- [SHORT EXERCISE]
Go through the material below and copy each line where the word "index" appears.

- [SUPPLIED INFORMATION]
________
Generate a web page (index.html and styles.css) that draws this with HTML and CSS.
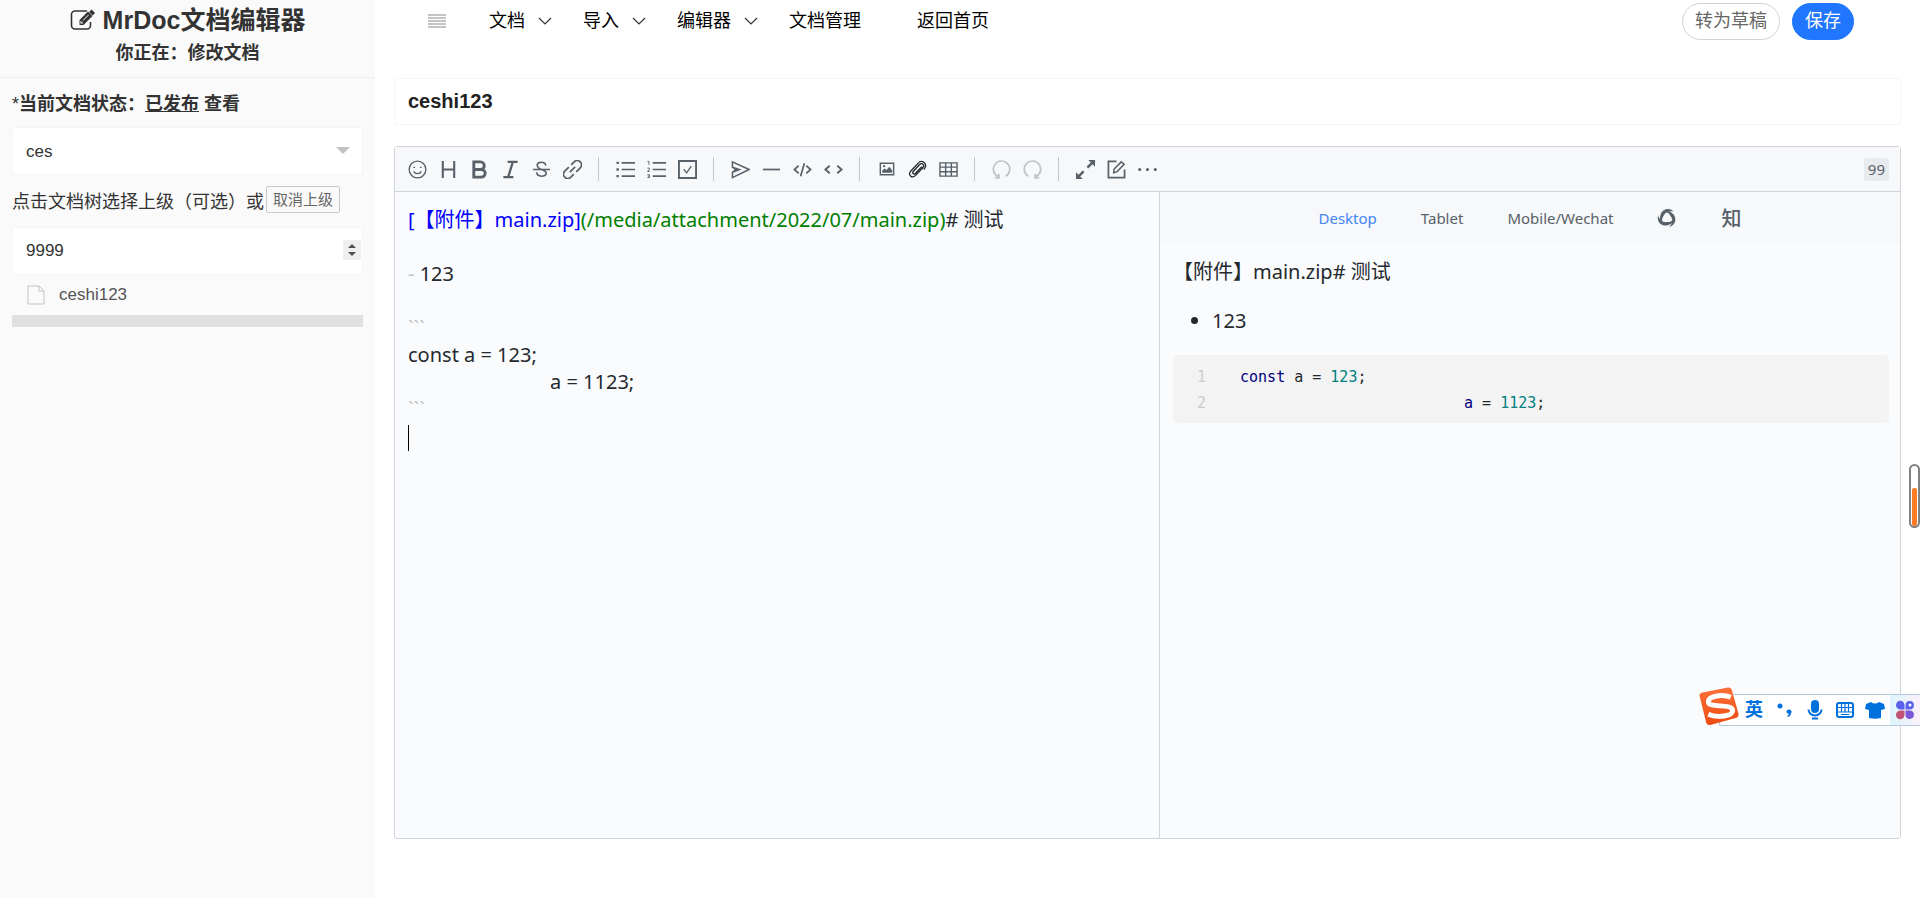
FILE: index.html
```html
<!DOCTYPE html>
<html lang="zh-CN">
<head>
<meta charset="utf-8">
<title>MrDoc文档编辑器</title>
<link rel="stylesheet" href="styles.css">
</head>
<body>
<div class="page">
  <aside class="sidebar">
    <header class="brand">
      <h1 class="brand-title">
        <svg class="brand-icon" viewBox="0 0 26 22" fill="none" stroke="currentColor" stroke-width="1.600"><path d="M17 2H5a3.500 3.500 0 0 0-3.500 3.500v11A3.500 3.500 0 0 0 5 20h12a3.500 3.500 0 0 0 3.500-3.500V13"/><path d="M9.500 16v-5L18 2.500l4.500 4.500-9 9z" fill="currentColor" stroke="none"/><path d="M20.300 1.700l3.500 3.500" stroke-width="3.500"/><path d="M13 11.500l5.500-5.500" stroke="#fafafa" stroke-width="1"/><path d="M11 12.200v1.800h2" stroke="#fafafa" stroke-width="1.200"/></svg>
        MrDoc文档编辑器</h1>
      <p class="brand-state">你正在：修改文档</p>
    </header>
    <form class="side-form">
      <p class="status"><span class="star">*</span><b>当前文档状态：<u>已发布</u> <a class="view" href="#">查看</a></b></p>
      <div class="select-wrap">
        <select class="field" aria-label="文集"><option>ces</option></select>
      </div>
      <p class="parent-row"><span>点击文档树选择上级（可选）或</span><button class="cancel" type="button">取消上级</button></p>
      <div class="number-wrap">
        <input class="field" type="text" inputmode="numeric" value="9999" aria-label="排序">
        <span class="spinner"><svg viewBox="0 0 18 20"><path d="M5 8l4-4 4 4zM5 12l4 4 4-4z" fill="#505050"/></svg></span>
      </div>
      <a class="tree-item" href="#">
        <svg class="tree-icon" viewBox="0 0 18 20" fill="none" stroke="#c0c4cc"><path d="M1 1h11l5 5v13H1z"/><path d="M12 1v5h5"/></svg>
        ceshi123</a>
      <div class="tree-bar"></div>
    </form>
  </aside>
  <main class="main">
    <nav class="topnav">
      <button class="burger" type="button" aria-label="菜单"><svg viewBox="0 0 18 16" stroke="#c4c4c4" stroke-width="2"><path d="M0 2h18M0 5h18M0 8h18M0 11h18M0 14h18"/></svg></button>
      <a class="nav-link" href="#">文档<svg class="chev" viewBox="0 0 14 8"><path d="M1 1l6 6 6-6"/></svg></a>
      <a class="nav-link" href="#">导入<svg class="chev" viewBox="0 0 14 8"><path d="M1 1l6 6 6-6"/></svg></a>
      <a class="nav-link" href="#">编辑器<svg class="chev" viewBox="0 0 14 8"><path d="M1 1l6 6 6-6"/></svg></a>
      <a class="nav-link" href="#">文档管理</a>
      <a class="nav-link home" href="#">返回首页</a>
      <div class="actions">
        <button class="pill" type="button">转为草稿</button>
        <button class="pill primary" type="button">保存</button>
      </div>
    </nav>
    <input class="title-input" type="text" value="ceshi123" aria-label="文档标题">
    <section class="editor">
      <div class="toolbar">
        <button type="button" class="tool" aria-label="emoji"><svg viewBox="0 0 20 20"><circle cx="10" cy="10" r="8.800" stroke-width="1.400"/><path d="M6 12c1.500 3.200 6.500 3.200 8 0" stroke-width="1.400"/><path d="M6.500 7v1.500M13.500 7v1.500" stroke-width="1.800"/></svg></button>
        <button type="button" class="tool" aria-label="标题"><svg viewBox="0 0 20 20" stroke-width="2.200"><path d="M4 1v18M16 1v18M4 10h12"/></svg></button>
        <button type="button" class="tool" aria-label="粗体"><svg viewBox="0 0 20 20"><path d="M4 2h7a4 4 0 0 1 0 8H4zM4 10h8a4 4 0 0 1 0 8H4z" stroke-width="3"/></svg></button>
        <button type="button" class="tool" aria-label="斜体"><svg viewBox="0 0 20 20"><path d="M7 2h10.500M2.500 18H13M12.500 2l-5 16" stroke-width="2.400"/></svg></button>
        <button type="button" class="tool" aria-label="删除线"><svg viewBox="0 0 20 20"><path d="M1 10h18M14.500 6c-.5-5-9-4.500-9-.5 0 2.500 2 3.500 4.500 4.500 3 1 5 2 5 4 0 4-10 4.500-10-1" stroke-width="1.700"/></svg></button>
        <button type="button" class="tool" aria-label="链接"><svg viewBox="0 0 20 20"><g transform="rotate(-45 10 10)" stroke-width="1.800"><path d="M9 5.500H3a4.500 4.500 0 0 0 0 9h4.500M11 14.500h6a4.500 4.500 0 0 0 0-9h-4.500M6 10h8"/></g></svg></button>
        <span class="sep"></span>
        <button type="button" class="tool" aria-label="列表"><svg viewBox="0 0 20 20"><path d="M6 3h14M6 10h14M6 17h14" stroke-width="1.700"/><path d="M.5 3h2.500M.5 10h2.500M.5 17h2.500" stroke-width="2.500"/></svg></button>
        <button type="button" class="tool" aria-label="有序列表"><svg viewBox="0 0 20 20"><path d="M6 3h14M6 10h14M6 17h14" stroke-width="1.700"/><path d="M.5 1.500H2V5M.5 8.500h2v1.500l-2 2h2.300M.5 15.500h2v3h-2M1 17h1.500" stroke-width="1"/></svg></button>
        <button type="button" class="tool" aria-label="任务列表"><svg viewBox="0 0 20 20"><path d="M1 1h18v18H1z" stroke-width="2"/><path d="M6 9.500l3 4 5-7" stroke-width="1.400"/></svg></button>
        <span class="sep"></span>
        <button type="button" class="tool" aria-label="引用"><svg viewBox="0 0 20 20"><path d="M1.500 2L19 10 1.500 18.500V13L9 10 1.500 7.500zM1.500 7.500L5 10l-3.500 3" stroke-width="1.600"/></svg></button>
        <button type="button" class="tool" aria-label="分割线"><svg viewBox="0 0 20 20"><path d="M1 10h18" stroke-width="1.800"/></svg></button>
        <button type="button" class="tool" aria-label="代码块"><svg viewBox="0 0 20 20"><path d="M6 6l-4.500 4L6 14M14 6l4.500 4-4.500 4M12 3.500L8 17" stroke-width="1.800"/></svg></button>
        <button type="button" class="tool" aria-label="行内代码"><svg viewBox="0 0 20 20"><path d="M6 6l-4.500 4L6 14M14 6l4.500 4-4.500 4" stroke-width="2"/></svg></button>
        <span class="sep"></span>
        <button type="button" class="tool" aria-label="图片"><svg viewBox="0 0 20 20"><path d="M3.500 3.500h14v12h-14z" stroke-width="1.500"/><path d="M5.500 13.500V11l2.500-2 2 1.500L13 7l3 4v2.500z" fill="currentColor" stroke="none"/><circle cx="7.500" cy="6.500" r="1.200" fill="currentColor" stroke="none"/></svg></button>
        <button type="button" class="tool dark" aria-label="附件"><svg viewBox="0 0 20 20"><path d="M14.500 7L8 14c-2 2-4-.3-2.300-2.200L12 5c2.800-2.800 6 .2 3.500 3.200l-7.500 8C4 20 -.5 15.500 3 11.500L11 3c3-3.200 8-.8 7.500 3.500-.2 1.500-1 2.500-2 3.500" stroke-width="1.400"/></svg></button>
        <button type="button" class="tool" aria-label="表格"><svg viewBox="0 0 20 20"><path d="M1 3h18v14H1zM1 7.500h18M1 12.300h18M7 3v14M13 3v14" stroke-width="1.500"/></svg></button>
        <span class="sep"></span>
        <button type="button" class="tool off" aria-label="撤销" disabled><svg viewBox="0 0 20 20"><path d="M6.500 17.500a8.600 8.600 0 1 1 8 -.5" stroke-width="1.800"/><path d="M3 18.500l4.500.2-.5-4" stroke-width="1.800"/></svg></button>
        <button type="button" class="tool off" aria-label="重做" disabled><svg viewBox="0 0 20 20"><path d="M13.500 17.500a8.600 8.600 0 1 0-8-.5" stroke-width="1.800"/><path d="M17 18.500l-4.500.2.500-4" stroke-width="1.800"/></svg></button>
        <span class="sep"></span>
        <button type="button" class="tool" aria-label="全屏"><svg viewBox="0 0 20 20"><path d="M12 8l5-5M8 12l-5 5" stroke-width="2.600"/><path d="M13 0h7v7zM0 13v7h7z" fill="currentColor" stroke="none"/></svg></button>
        <button type="button" class="tool" aria-label="编辑模式"><svg viewBox="0 0 20 20"><path d="M10 1.500H1.500v17h17V10" stroke-width="1.800"/><path d="M7 13.500l.5-4L15 2l3 2.500-7.500 8z" stroke-width="1.600"/></svg></button>
        <button type="button" class="tool" aria-label="更多"><svg viewBox="0 0 20 20" fill="currentColor"><g fill="currentColor" stroke="none"><circle cx="1.800" cy="10" r="1.600"/><circle cx="10" cy="10" r="1.600"/><circle cx="18.200" cy="10" r="1.600"/></g></svg></button>
        <span class="counter">99</span>
      </div>
      <div class="panes">
        <div class="source" contenteditable="true" spellcheck="false"><div><span class="lnk">[【附件】main.zip]</span><span class="url">(/media/attachment/2022/07/main.zip)</span># 测试</div><div><br></div><div><span class="mark">-</span> 123</div><div><br></div><div class="mark">```</div><div>const a = 123;</div><div class="indent">a = 1123;</div><div class="mark">```</div><div class="caret-line"></div></div>
        <div class="preview">
          <div class="tabs">
            <button type="button" class="tab active">Desktop</button>
            <button type="button" class="tab">Tablet</button>
            <button type="button" class="tab">Mobile/Wechat</button>
            <button type="button" class="tab" aria-label="公众号"><svg class="tab-icon" viewBox="0 0 20 20" fill="currentColor"><path id="blade" d="M3.500 7C5 1 12-1 16.500 3.500 12.500 2.500 8 3.500 6.500 8 5 10 4.500 13 6 16 2.500 14 2.500 10 3.500 7z"/><use href="#blade" transform="rotate(120 10 10)"/><use href="#blade" transform="rotate(240 10 10)"/></svg></button>
            <button type="button" class="tab zhi">知</button>
          </div>
          <article class="article">
            <p>【附件】main.zip# 测试</p>
            <ul><li>123</li></ul>
            <div class="code"><ol class="nums"><li>1</li><li>2</li></ol><pre><code><span class="kw">const</span> a = <span class="num">123</span>;
<span class="code-indent"></span><span class="kw">a</span> = <span class="num">1123</span>;</code></pre></div>
          </article>
        </div>
      </div>
    </section>
  </main>
</div>
<div class="gauge"><div class="gauge-fill"></div></div>
<div class="ime">
  <svg class="ime-logo" viewBox="0 0 40 40"><defs><linearGradient id="og" x1="0" y1="0" x2="0" y2="1"><stop offset="0" stop-color="#fb7138"/><stop offset="1" stop-color="#ee4b12"/></linearGradient></defs><path d="M2 6L29 .5q3-.5 4 2l7 25q.5 3-2 4L11 39q-3 .5-4-2L0 9q-.5-2 2-3z" fill="url(#og)"/><path d="M32 10.500C24 7 9 9 9 15.500c0 6.500 25 1 25 8.500 0 6-16 8-25 4" fill="none" stroke="#fff" stroke-width="5"/></svg>
  <div class="ime-bar">
    <span class="ime-lang">英</span>
    <svg viewBox="0 0 20 20"><circle cx="5" cy="6" r="2.500"/><path d="M11.500 11.500a2.500 2.500 0 1 1 4.500 2q-.5 3-3.500 3.500v-1.500q1.500-.5 1.500-1.700-2.500 0-2.500-2.300z"/></svg>
    <svg viewBox="0 0 20 20"><rect x="6" y="0" width="8" height="13" rx="4"/><path d="M3.500 9.500a6.500 6 0 0 0 13 0M7 18.500h6" fill="none" stroke="#0070dc" stroke-width="2"/></svg>
    <svg viewBox="0 0 20 20"><rect x="2" y="3" width="16" height="14" rx="2" fill="none" stroke="#0070dc" stroke-width="2"/><path d="M3 7.500h14M3 12h14M6.500 4v8M10 4v8M13.500 4v8M6 14.500h8" fill="none" stroke="#0070dc" stroke-width="1.200"/></svg>
    <svg viewBox="0 0 20 20"><path d="M6 2q4 3 8 0l5 2 1 5-4 1v8q-6 1.500-12 0v-8L0 9l1-5z"/></svg>
    <span class="ime-more"><svg viewBox="0 0 20 20"><path d="M1 5a4 4 0 0 1 8.500 0v4.500H5A4.200 4.200 0 0 1 1 5z" fill="#5b62ee"/><path d="M10.500 5A4.200 4.200 0 1 1 15 9.500h-4.500z" fill="#5b62ee"/><path d="M1 15a4.200 4.200 0 0 1 4-4.500h4.500V15A4.200 4.200 0 0 1 1 15z" fill="#c05578"/><path d="M10.500 10.500H15a4.200 4.200 0 1 1-4.500 4.500z" fill="#7c55d8"/><circle cx="15" cy="5" r="1.500" fill="#fff"/></svg></span>
  </div>
</div>
</body>
</html>
```
FILE: styles.css
```css
* { box-sizing: border-box; }
body { margin: 0; background: #fff; color: #333; font-family: "Liberation Sans", "Noto Sans CJK SC", sans-serif; font-size: 18px; text-spacing-trim: space-all; }
button, input, select { font: inherit; margin: 0; }
button { cursor: pointer; padding: 0; border: 0; background: none; color: inherit; }
a { color: inherit; text-decoration: none; }
svg { display: block; }
p, h1, ul, ol, pre { margin: 0; padding: 0; }

.page { display: flex; min-height: 100vh; }
.sidebar { width: 375px; flex: none; background: #fafafa; }
.brand { height: 78px; padding-top: 3px; border-bottom: 1px solid #eee; text-align: center; }
.brand-title { display: flex; justify-content: center; align-items: center; gap: 7px; font-size: 25px; line-height: 34px; }
.brand-icon { width: 26px; height: 22px; }
.brand-state { font-weight: bold; line-height: 32px; }
.side-form { padding: 12px 12px 0 12px; }
.status { line-height: 28px; }
.view { font-weight: bold; }
.select-wrap, .number-wrap { position: relative; }
.select-wrap { margin-top: 9px; }
.select-wrap::after { content: ""; position: absolute; right: 13px; top: 20px; border: 7px solid transparent; border-top-color: #c2c2c2; border-bottom: 0; }
.field { appearance: none; display: block; width: 100%; height: 48px; padding: 0 13px; border: 1px solid #f5f5f5; border-radius: 2px; background: #fff; color: #333; font-size: 17px; }
.parent-row { display: flex; align-items: center; gap: 2px; height: 52px; padding-bottom: 3px; white-space: nowrap; }
.cancel { height: 27px; padding: 0 6px; border: 1px solid #c9c9c9; border-radius: 2px; color: #666; font-size: 15px; line-height: 24px; }
.spinner { position: absolute; right: 2px; top: 13px; width: 18px; height: 20px; background: #efefef; }
.tree-item { display: flex; align-items: center; gap: 14px; height: 40px; padding-left: 15px; color: #555; font-size: 17px; }
.tree-icon { width: 18px; height: 20px; }
.tree-bar { height: 12px; background: #e0e0e0; }

.main { flex: 1; min-width: 0; display: flex; flex-direction: column; padding: 0 19px 59px; }
.topnav { display: flex; align-items: center; height: 42px; padding-left: 34px; color: #000; }
.burger { margin-right: 43px; }
.burger svg { width: 18px; height: 16px; }
.nav-link { display: flex; align-items: center; gap: 13px; margin-right: 31px; line-height: 28px; }
.home { margin-left: 25px; }
.chev { width: 14px; height: 8px; fill: none; stroke: #333; stroke-width: 1.2; }
.actions { display: flex; gap: 12px; margin: 0 47px 0 auto; }
.pill { height: 37px; padding: 0 12px; border: 1px solid #d2d2d2; border-radius: 19px; color: #666; line-height: 33px; }
.primary { border-color: #2176ff; background: #2176ff; color: #fff; }
.title-input { height: 47px; margin-top: 36px; padding: 0 13px; border: 1px solid #f5f5f5; border-radius: 2px; color: #222; font-size: 20px; font-weight: bold; }

.editor { flex: 1; display: flex; flex-direction: column; margin-top: 21px; border: 1px solid #d1d5da; border-radius: 3px; background: #fafbfd; color: #24292e; font-family: "Noto Sans", "Noto Sans CJK SC", sans-serif; }
.toolbar { display: flex; align-items: center; height: 45px; padding: 0 11px 0 7px; border-bottom: 1px solid #d1d5da; background: #f6f8fa; }
.tool { display: grid; place-items: center; width: 31px; height: 36px; color: #586069; }
.tool svg { width: 19px; height: 19px; fill: none; stroke: currentColor; }
.dark { color: #24292e; }
.off { color: #c0c4c8; }
.sep { width: 1px; height: 24px; margin: 0 11px 0 10px; background: #c3c7cb; }
.counter { margin-left: auto; padding: 0 4px; border-radius: 3px; background: #e8ebee; color: #586069; font-size: 15px; line-height: 23px; }
.panes { flex: 1; display: grid; grid-template-columns: minmax(0, 764fr) minmax(0, 741fr); }
.source { padding: 14px 13px; font-size: 20px; outline: 0; }
.source > div { height: 27px; line-height: 27px; white-space: pre; }
.lnk { color: #00f; }
.url { color: #008000; }
.source .mark { color: #c0c4c8; }
.source .indent { padding-left: 142px; }
.source .caret-line { width: 1px; height: 26px; margin-top: 3px; background: #000; }
.preview { border-left: 1px solid #d1d5da; }
.tabs { display: flex; align-items: center; justify-content: center; gap: 44px; height: 51px; background: #f6f8fa; color: #586069; font-size: 15px; }
.active { color: #4285f4; }
.tab-icon { width: 20px; height: 20px; }
.zhi { font-size: 20px; font-weight: 500; }
.article { padding: 14px 11px 0 13px; font-size: 20px; line-height: 30px; }
.article ul { padding-left: 39px; margin-top: 19px; }
.code { display: flex; gap: 34px; margin-top: 19px; padding: 9px 24px 7px; border-radius: 5px; background: #f3f3f3; font-family: "DejaVu Sans Mono", monospace; font-size: 15px; line-height: 26px; }
.code .nums { list-style: none; color: #ccc; }
.code pre, .code code { font-family: inherit; }
.code-indent { display: inline-block; width: 224px; }
.kw { color: #000080; }
.num { color: #008080; }

.gauge { position: fixed; right: 0; top: 464px; width: 11px; height: 64px; padding: 0 1px; border: 2px solid #808080; border-radius: 6px; display: flex; align-items: flex-end; background: #fff; }
.gauge-fill { width: 100%; height: 38px; border-radius: 2px; background: #ff7b26; }
.ime { position: fixed; right: 0; top: 687px; width: 221px; display: flex; align-items: flex-end; }
.ime-logo { position: relative; z-index: 1; width: 40px; height: 39px; flex: none; }
.ime-bar { flex: 1; display: flex; align-items: center; gap: 10px; height: 32px; margin-left: -20px; padding-left: 25px; border: 1px solid #b5c9e0; border-right: 0; background: #fff; fill: #0070dc; }
.ime-bar svg { width: 20px; height: 20px; flex: none; }
.ime-lang { width: 20px; color: #0070dc; font-weight: bold; line-height: 28px; }
.ime-more { display: grid; place-items: center; flex: none; width: 30px; height: 30px; margin-left: -5px; background: linear-gradient(90deg, #dcf5fb, #fbf0fa); }
```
________
- [RIGHT ANSWER]
Generate a web page (index.html and styles.css) that draws this with HTML and CSS.
FILE: index.html
.ime-logo { position: relative; z-index: 1; width: 40px; height: 39px; flex: none; }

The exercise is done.